If your entire business depends on an arbitrary algorithm preferring your website over other very similar ones, and you will lose everything if that arbitrary algorithm happens to change, eventually it's going to happen. It sucks, and it's maybe unfair in a cosmic sense, but there's really nothing to be done.



The problem is that there are very few viable distribution channels that we are forced to rely on companies like Google.

What other viable choices does this site have aside from Google?


There's definitely a large set of sites that should not have a viable choice, not from Google and not from anyone else, as we-the-users want our distribution channels to filter out various groups of SEO spam.

The only question is whether this site is one of these or not - and even if it's not, a certain number of 'false positives' is acceptable and less strict filters definitely are not. If you're running a site that's skirting the line between spam and not-spam, then either you take on the risk that you might be dropped by google and others, or (perhaps preferably) stop doing that thing and do something substantially different.


You know what you're in for, I think?

Also, if your site is thread the line of review-spam-without-actual-content-or-actual-review-site, then this bound to happened sooner or later.


Well, if there were no Google-like companies, what would this site do?


Whatever he would do in a universe that does not exist is irrelevant. We live in this universe.


The point I'm making is that if his business is only possible because of Google, it's silly to ask what his alternatives are.

It's not like he'd have a thriving business if only Google didn't exist.

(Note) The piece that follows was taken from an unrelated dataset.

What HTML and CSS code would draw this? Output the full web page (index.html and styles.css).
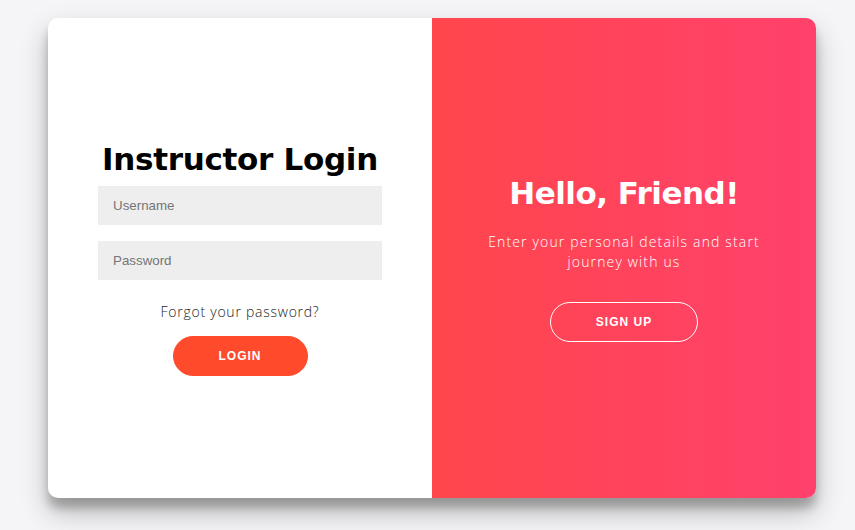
FILE: index.html
```html
<!DOCTYPE html>
<html>
<head>
<meta charset="utf-8">
<link rel="stylesheet" href="styles.css">
</head>
<body>
<div class="container">
  <div class="form-side">
    <form class="form" onsubmit="return false">
      <h1 class="title">Instructor Login</h1>
      <input class="field" type="text" placeholder="Username">
      <input class="field" type="password" placeholder="Password">
      <a class="forgot" href="#">Forgot your password?</a>
      <button class="btn btn-solid" type="button">Login</button>
    </form>
  </div>
  <div class="overlay-side">
    <h1 class="title title-light">Hello, Friend!</h1>
    <p class="lead">Enter your personal details and start journey with us</p>
    <button class="btn btn-ghost" type="button">Sign Up</button>
  </div>
</div>
</body>
</html>
```

FILE: styles.css
```css
* { box-sizing: border-box; }

html, body {
  margin: 0;
  padding: 0;
}

body {
  background: #f5f5f7;
  font-family: "Open Sans", "DejaVu Sans", sans-serif;
  padding: 18px 0 32px 48px;
}

.container {
  width: 768px;
  height: 480px;
  background: #fff;
  border-radius: 10px;
  overflow: hidden;
  display: flex;
  box-shadow: 0 14px 28px rgba(0,0,0,0.25), 0 10px 10px rgba(0,0,0,0.22);
}

.form-side {
  width: 384px;
  height: 100%;
  padding: 0 50px 1px;
  display: flex;
  flex-direction: column;
  justify-content: center;
}

.form {
  display: flex;
  flex-direction: column;
  align-items: center;
  text-align: center;
}

.title {
  margin: 0;
  font-family: "DejaVu Sans", sans-serif;
  font-weight: bold;
  font-size: 31px;
  line-height: 38px;
  color: #000;
  letter-spacing: -0.3px;
}

.title-light {
  color: #fff;
  letter-spacing: -0.5px;
}

.field {
  width: 100%;
  height: 39px;
  margin: 8px 0;
  padding: 12px 15px;
  border: none;
  outline: none;
  background: #eee;
  font-family: "Liberation Sans", Arial, sans-serif;
  font-size: 13.33px;
  color: #333;
}

.field::placeholder {
  color: #757575;
}

.forgot {
  margin: 15px 0 16px;
  font-size: 14px;
  line-height: 17px;
  font-weight: 300;
  letter-spacing: 0.75px;
  color: #222;
  text-decoration: none;
}

.btn {
  border-radius: 20px;
  height: 40px;
  padding: 0 45px;
  font-family: "Liberation Sans", Arial, sans-serif;
  font-size: 12px;
  font-weight: bold;
  letter-spacing: 1px;
  text-transform: uppercase;
  color: #fff;
  cursor: pointer;
}

.btn-solid {
  background: #ff4b2b;
  border: 1px solid #ff4b2b;
}

.btn-ghost {
  background: transparent;
  border: 1px solid #fff;
}

.overlay-side {
  width: 384px;
  height: 100%;
  padding: 0 40px;
  display: flex;
  flex-direction: column;
  align-items: center;
  justify-content: center;
  text-align: center;
  color: #fff;
  background: linear-gradient(to right, #ff464c, #ff416c);
}

.lead {
  margin: 20px 0 30px;
  font-size: 14px;
  font-weight: 300;
  line-height: 20px;
  letter-spacing: 1.15px;
}
```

Instead, he's reliant on Google choosing to rank his page highly enough to get traffic for search queries that will result in people clicking on his affiliate links (who he's also reliant on). Google doesn't owe him any particular ranking. If people search for his example "cheap portable generator", does Google have some ethical responsibility to put his site at the top? Or even on the first page? Or to never change where they rank it once it reaches the first page?


They're a monopoly, so yes?


What does that have to do with it? If other search engines were more popular, would that change this situation? Maybe there'd be a handful of algorithms to arbitrarily rank him instead of just one, but the dynamic would still be the same. He'd still only be in business as long as their algorithms happened to think his website was slightly more relevant for "cheap portable generators" than other websites.


> There's no ground truth result ranking for any particular query - if Google feels its new results are better, that's their business.

That's a real issue - there is no rigorous and systematic monitoring of Google's results. There could be horrible biases and we don't measure, don't hold them accountable. There has been a recent spat at the Google AI Ethics department where a researcher accused Google of being biased because it uses language models trained on biased internet text (thinks doctors are men and nurses are women). I'd say - before going so deep, first check the actual page results for bias, it's 1000x easier to do that and gives much more useful results.